## Given instruction
Leave out the pictures and repeat every record exactly.

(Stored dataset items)
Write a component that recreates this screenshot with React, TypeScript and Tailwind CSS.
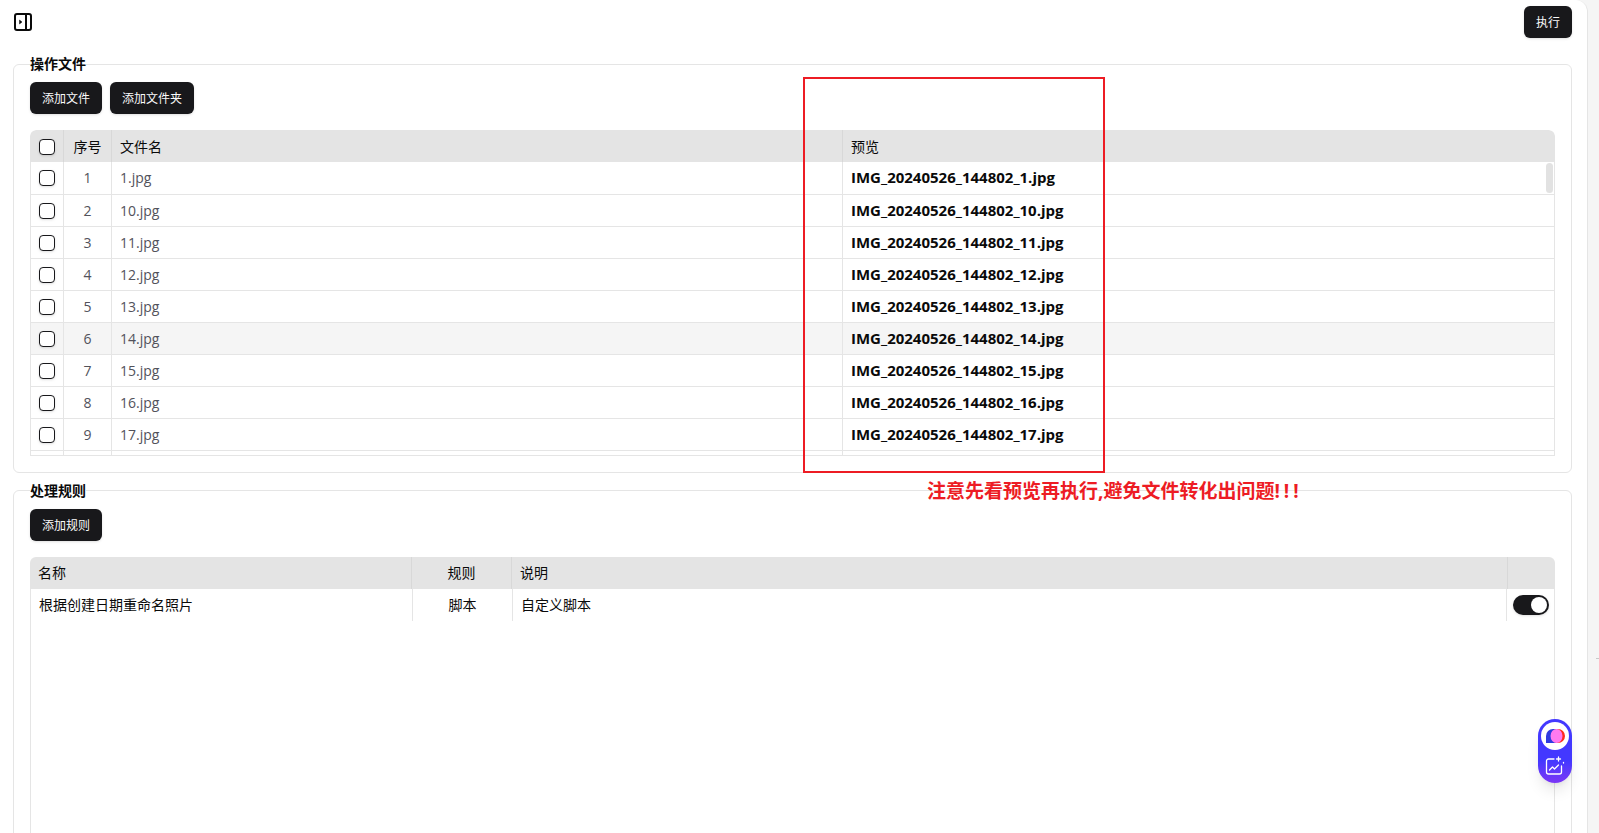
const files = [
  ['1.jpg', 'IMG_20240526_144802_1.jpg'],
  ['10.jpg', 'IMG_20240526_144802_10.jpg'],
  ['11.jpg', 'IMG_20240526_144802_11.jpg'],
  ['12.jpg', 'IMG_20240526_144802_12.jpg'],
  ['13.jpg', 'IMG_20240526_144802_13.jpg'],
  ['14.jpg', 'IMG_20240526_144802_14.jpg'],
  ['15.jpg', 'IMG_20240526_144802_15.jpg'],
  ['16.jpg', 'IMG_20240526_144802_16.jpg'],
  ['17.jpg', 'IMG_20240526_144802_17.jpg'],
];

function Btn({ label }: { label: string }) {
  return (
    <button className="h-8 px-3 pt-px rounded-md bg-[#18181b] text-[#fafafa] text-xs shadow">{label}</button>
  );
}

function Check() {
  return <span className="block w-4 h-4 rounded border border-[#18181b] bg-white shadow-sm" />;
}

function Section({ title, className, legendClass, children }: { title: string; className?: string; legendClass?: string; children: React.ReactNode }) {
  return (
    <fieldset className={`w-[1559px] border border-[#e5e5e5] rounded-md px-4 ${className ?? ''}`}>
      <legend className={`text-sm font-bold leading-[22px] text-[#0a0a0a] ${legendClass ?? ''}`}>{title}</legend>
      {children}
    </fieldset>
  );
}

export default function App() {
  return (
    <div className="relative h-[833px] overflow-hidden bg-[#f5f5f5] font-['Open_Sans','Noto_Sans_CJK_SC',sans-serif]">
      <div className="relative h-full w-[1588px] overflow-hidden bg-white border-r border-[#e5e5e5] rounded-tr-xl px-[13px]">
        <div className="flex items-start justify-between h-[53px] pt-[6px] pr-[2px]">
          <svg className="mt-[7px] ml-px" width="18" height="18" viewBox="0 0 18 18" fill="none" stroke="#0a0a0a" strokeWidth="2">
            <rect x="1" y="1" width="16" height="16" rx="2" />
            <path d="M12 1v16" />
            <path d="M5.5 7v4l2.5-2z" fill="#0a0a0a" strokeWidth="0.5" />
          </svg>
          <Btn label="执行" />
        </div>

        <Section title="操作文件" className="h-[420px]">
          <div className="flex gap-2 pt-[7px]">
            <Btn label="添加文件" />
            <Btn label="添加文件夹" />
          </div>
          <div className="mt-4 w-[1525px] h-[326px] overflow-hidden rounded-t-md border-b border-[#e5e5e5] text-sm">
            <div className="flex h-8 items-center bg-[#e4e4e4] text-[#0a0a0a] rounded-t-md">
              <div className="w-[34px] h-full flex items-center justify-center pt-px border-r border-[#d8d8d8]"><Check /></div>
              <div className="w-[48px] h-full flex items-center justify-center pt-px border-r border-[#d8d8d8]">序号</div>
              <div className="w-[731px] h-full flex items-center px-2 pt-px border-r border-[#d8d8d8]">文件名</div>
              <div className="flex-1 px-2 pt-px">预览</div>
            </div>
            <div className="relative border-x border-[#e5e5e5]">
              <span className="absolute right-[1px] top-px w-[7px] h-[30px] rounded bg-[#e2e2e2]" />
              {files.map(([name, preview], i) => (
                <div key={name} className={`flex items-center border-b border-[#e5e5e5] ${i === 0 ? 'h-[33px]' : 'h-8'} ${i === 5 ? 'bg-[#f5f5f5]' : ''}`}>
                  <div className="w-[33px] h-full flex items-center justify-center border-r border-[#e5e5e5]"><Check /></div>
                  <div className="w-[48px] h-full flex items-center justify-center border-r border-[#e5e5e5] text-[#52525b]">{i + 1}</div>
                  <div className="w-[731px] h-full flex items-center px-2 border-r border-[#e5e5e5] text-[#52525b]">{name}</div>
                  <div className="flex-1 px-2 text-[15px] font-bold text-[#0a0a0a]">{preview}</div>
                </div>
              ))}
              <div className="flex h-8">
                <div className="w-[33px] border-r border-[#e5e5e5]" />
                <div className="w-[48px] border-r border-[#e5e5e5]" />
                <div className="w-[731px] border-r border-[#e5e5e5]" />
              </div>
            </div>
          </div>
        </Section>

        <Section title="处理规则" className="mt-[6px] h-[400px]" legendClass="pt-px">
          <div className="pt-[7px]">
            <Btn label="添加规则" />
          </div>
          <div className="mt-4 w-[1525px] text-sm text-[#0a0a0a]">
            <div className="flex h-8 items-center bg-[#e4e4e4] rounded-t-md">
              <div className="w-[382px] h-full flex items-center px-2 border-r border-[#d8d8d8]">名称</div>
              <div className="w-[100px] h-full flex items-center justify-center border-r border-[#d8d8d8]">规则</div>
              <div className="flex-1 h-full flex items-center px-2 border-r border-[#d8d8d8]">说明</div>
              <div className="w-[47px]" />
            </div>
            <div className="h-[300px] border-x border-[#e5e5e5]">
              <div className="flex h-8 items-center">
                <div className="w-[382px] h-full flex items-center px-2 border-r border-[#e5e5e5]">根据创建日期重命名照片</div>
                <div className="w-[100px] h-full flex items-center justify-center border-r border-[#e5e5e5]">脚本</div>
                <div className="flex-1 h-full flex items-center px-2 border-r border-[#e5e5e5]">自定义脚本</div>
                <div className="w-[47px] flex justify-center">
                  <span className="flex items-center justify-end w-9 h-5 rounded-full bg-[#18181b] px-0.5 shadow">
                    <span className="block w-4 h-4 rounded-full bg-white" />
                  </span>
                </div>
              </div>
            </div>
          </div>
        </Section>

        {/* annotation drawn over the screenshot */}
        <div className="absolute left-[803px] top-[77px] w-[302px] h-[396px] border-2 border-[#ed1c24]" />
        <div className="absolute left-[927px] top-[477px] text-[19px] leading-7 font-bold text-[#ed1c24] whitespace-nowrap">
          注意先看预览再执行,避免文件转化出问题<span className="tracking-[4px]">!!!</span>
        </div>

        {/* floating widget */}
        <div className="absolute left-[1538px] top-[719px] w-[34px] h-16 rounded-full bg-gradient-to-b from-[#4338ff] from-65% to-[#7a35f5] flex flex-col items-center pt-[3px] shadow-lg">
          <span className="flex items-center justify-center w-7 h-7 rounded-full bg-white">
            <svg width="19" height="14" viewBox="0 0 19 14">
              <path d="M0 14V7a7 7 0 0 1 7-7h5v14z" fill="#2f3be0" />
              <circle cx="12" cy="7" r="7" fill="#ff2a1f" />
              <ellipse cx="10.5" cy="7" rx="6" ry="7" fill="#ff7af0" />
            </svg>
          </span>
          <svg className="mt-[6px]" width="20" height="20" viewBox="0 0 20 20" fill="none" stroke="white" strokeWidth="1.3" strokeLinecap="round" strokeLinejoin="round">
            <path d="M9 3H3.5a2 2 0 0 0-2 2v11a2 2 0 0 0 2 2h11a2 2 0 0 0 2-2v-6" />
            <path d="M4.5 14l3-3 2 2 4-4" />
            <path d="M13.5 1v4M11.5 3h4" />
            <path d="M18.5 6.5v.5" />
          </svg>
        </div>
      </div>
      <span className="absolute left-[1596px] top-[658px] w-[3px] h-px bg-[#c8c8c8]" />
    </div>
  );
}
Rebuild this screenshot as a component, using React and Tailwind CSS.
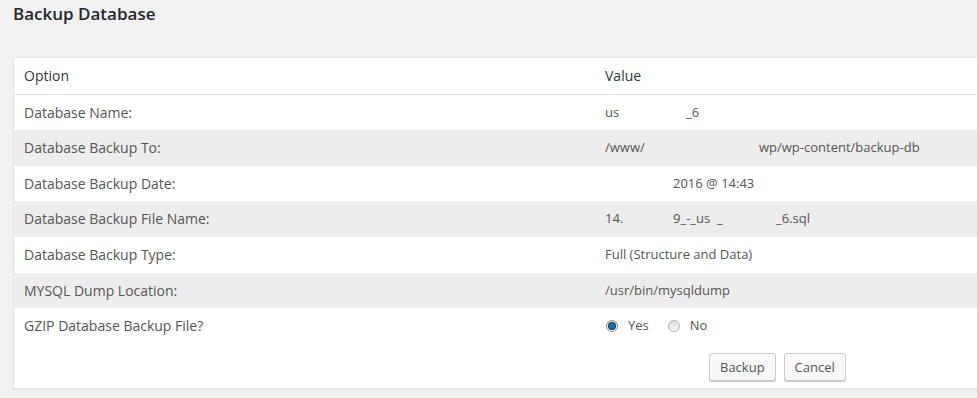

## Exercise output
Write a component that recreates this screenshot with React, TypeScript and Tailwind CSS.
const files = [
  ['1.jpg', 'IMG_20240526_144802_1.jpg'],
  ['10.jpg', 'IMG_20240526_144802_10.jpg'],
  ['11.jpg', 'IMG_20240526_144802_11.jpg'],
  ['12.jpg', 'IMG_20240526_144802_12.jpg'],
  ['13.jpg', 'IMG_20240526_144802_13.jpg'],
  ['14.jpg', 'IMG_20240526_144802_14.jpg'],
  ['15.jpg', 'IMG_20240526_144802_15.jpg'],
  ['16.jpg', 'IMG_20240526_144802_16.jpg'],
  ['17.jpg', 'IMG_20240526_144802_17.jpg'],
];

function Btn({ label }: { label: string }) {
  return (
    <button className="h-8 px-3 pt-px rounded-md bg-[#18181b] text-[#fafafa] text-xs shadow">{label}</button>
  );
}

function Check() {
  return <span className="block w-4 h-4 rounded border border-[#18181b] bg-white shadow-sm" />;
}

function Section({ title, className, legendClass, children }: { title: string; className?: string; legendClass?: string; children: React.ReactNode }) {
  return (
    <fieldset className={`w-[1559px] border border-[#e5e5e5] rounded-md px-4 ${className ?? ''}`}>
      <legend className={`text-sm font-bold leading-[22px] text-[#0a0a0a] ${legendClass ?? ''}`}>{title}</legend>
      {children}
    </fieldset>
  );
}

export default function App() {
  return (
    <div className="relative h-[833px] overflow-hidden bg-[#f5f5f5] font-['Open_Sans','Noto_Sans_CJK_SC',sans-serif]">
      <div className="relative h-full w-[1588px] overflow-hidden bg-white border-r border-[#e5e5e5] rounded-tr-xl px-[13px]">
        <div className="flex items-start justify-between h-[53px] pt-[6px] pr-[2px]">
          <svg className="mt-[7px] ml-px" width="18" height="18" viewBox="0 0 18 18" fill="none" stroke="#0a0a0a" strokeWidth="2">
            <rect x="1" y="1" width="16" height="16" rx="2" />
            <path d="M12 1v16" />
            <path d="M5.5 7v4l2.5-2z" fill="#0a0a0a" strokeWidth="0.5" />
          </svg>
          <Btn label="执行" />
        </div>

        <Section title="操作文件" className="h-[420px]">
          <div className="flex gap-2 pt-[7px]">
            <Btn label="添加文件" />
            <Btn label="添加文件夹" />
          </div>
          <div className="mt-4 w-[1525px] h-[326px] overflow-hidden rounded-t-md border-b border-[#e5e5e5] text-sm">
            <div className="flex h-8 items-center bg-[#e4e4e4] text-[#0a0a0a] rounded-t-md">
              <div className="w-[34px] h-full flex items-center justify-center pt-px border-r border-[#d8d8d8]"><Check /></div>
              <div className="w-[48px] h-full flex items-center justify-center pt-px border-r border-[#d8d8d8]">序号</div>
              <div className="w-[731px] h-full flex items-center px-2 pt-px border-r border-[#d8d8d8]">文件名</div>
              <div className="flex-1 px-2 pt-px">预览</div>
            </div>
            <div className="relative border-x border-[#e5e5e5]">
              <span className="absolute right-[1px] top-px w-[7px] h-[30px] rounded bg-[#e2e2e2]" />
              {files.map(([name, preview], i) => (
                <div key={name} className={`flex items-center border-b border-[#e5e5e5] ${i === 0 ? 'h-[33px]' : 'h-8'} ${i === 5 ? 'bg-[#f5f5f5]' : ''}`}>
                  <div className="w-[33px] h-full flex items-center justify-center border-r border-[#e5e5e5]"><Check /></div>
                  <div className="w-[48px] h-full flex items-center justify-center border-r border-[#e5e5e5] text-[#52525b]">{i + 1}</div>
                  <div className="w-[731px] h-full flex items-center px-2 border-r border-[#e5e5e5] text-[#52525b]">{name}</div>
                  <div className="flex-1 px-2 text-[15px] font-bold text-[#0a0a0a]">{preview}</div>
                </div>
              ))}
              <div className="flex h-8">
                <div className="w-[33px] border-r border-[#e5e5e5]" />
                <div className="w-[48px] border-r border-[#e5e5e5]" />
                <div className="w-[731px] border-r border-[#e5e5e5]" />
              </div>
            </div>
          </div>
        </Section>

        <Section title="处理规则" className="mt-[6px] h-[400px]" legendClass="pt-px">
          <div className="pt-[7px]">
            <Btn label="添加规则" />
          </div>
          <div className="mt-4 w-[1525px] text-sm text-[#0a0a0a]">
            <div className="flex h-8 items-center bg-[#e4e4e4] rounded-t-md">
              <div className="w-[382px] h-full flex items-center px-2 border-r border-[#d8d8d8]">名称</div>
              <div className="w-[100px] h-full flex items-center justify-center border-r border-[#d8d8d8]">规则</div>
              <div className="flex-1 h-full flex items-center px-2 border-r border-[#d8d8d8]">说明</div>
              <div className="w-[47px]" />
            </div>
            <div className="h-[300px] border-x border-[#e5e5e5]">
              <div className="flex h-8 items-center">
                <div className="w-[382px] h-full flex items-center px-2 border-r border-[#e5e5e5]">根据创建日期重命名照片</div>
                <div className="w-[100px] h-full flex items-center justify-center border-r border-[#e5e5e5]">脚本</div>
                <div className="flex-1 h-full flex items-center px-2 border-r border-[#e5e5e5]">自定义脚本</div>
                <div className="w-[47px] flex justify-center">
                  <span className="flex items-center justify-end w-9 h-5 rounded-full bg-[#18181b] px-0.5 shadow">
                    <span className="block w-4 h-4 rounded-full bg-white" />
                  </span>
                </div>
              </div>
            </div>
          </div>
        </Section>

        {/* annotation drawn over the screenshot */}
        <div className="absolute left-[803px] top-[77px] w-[302px] h-[396px] border-2 border-[#ed1c24]" />
        <div className="absolute left-[927px] top-[477px] text-[19px] leading-7 font-bold text-[#ed1c24] whitespace-nowrap">
          注意先看预览再执行,避免文件转化出问题<span className="tracking-[4px]">!!!</span>
        </div>

        {/* floating widget */}
        <div className="absolute left-[1538px] top-[719px] w-[34px] h-16 rounded-full bg-gradient-to-b from-[#4338ff] from-65% to-[#7a35f5] flex flex-col items-center pt-[3px] shadow-lg">
          <span className="flex items-center justify-center w-7 h-7 rounded-full bg-white">
            <svg width="19" height="14" viewBox="0 0 19 14">
              <path d="M0 14V7a7 7 0 0 1 7-7h5v14z" fill="#2f3be0" />
              <circle cx="12" cy="7" r="7" fill="#ff2a1f" />
              <ellipse cx="10.5" cy="7" rx="6" ry="7" fill="#ff7af0" />
            </svg>
          </span>
          <svg className="mt-[6px]" width="20" height="20" viewBox="0 0 20 20" fill="none" stroke="white" strokeWidth="1.3" strokeLinecap="round" strokeLinejoin="round">
            <path d="M9 3H3.5a2 2 0 0 0-2 2v11a2 2 0 0 0 2 2h11a2 2 0 0 0 2-2v-6" />
            <path d="M4.5 14l3-3 2 2 4-4" />
            <path d="M13.5 1v4M11.5 3h4" />
            <path d="M18.5 6.5v.5" />
          </svg>
        </div>
      </div>
      <span className="absolute left-[1596px] top-[658px] w-[3px] h-px bg-[#c8c8c8]" />
    </div>
  );
}
Rebuild this screenshot as a component, using React and Tailwind CSS.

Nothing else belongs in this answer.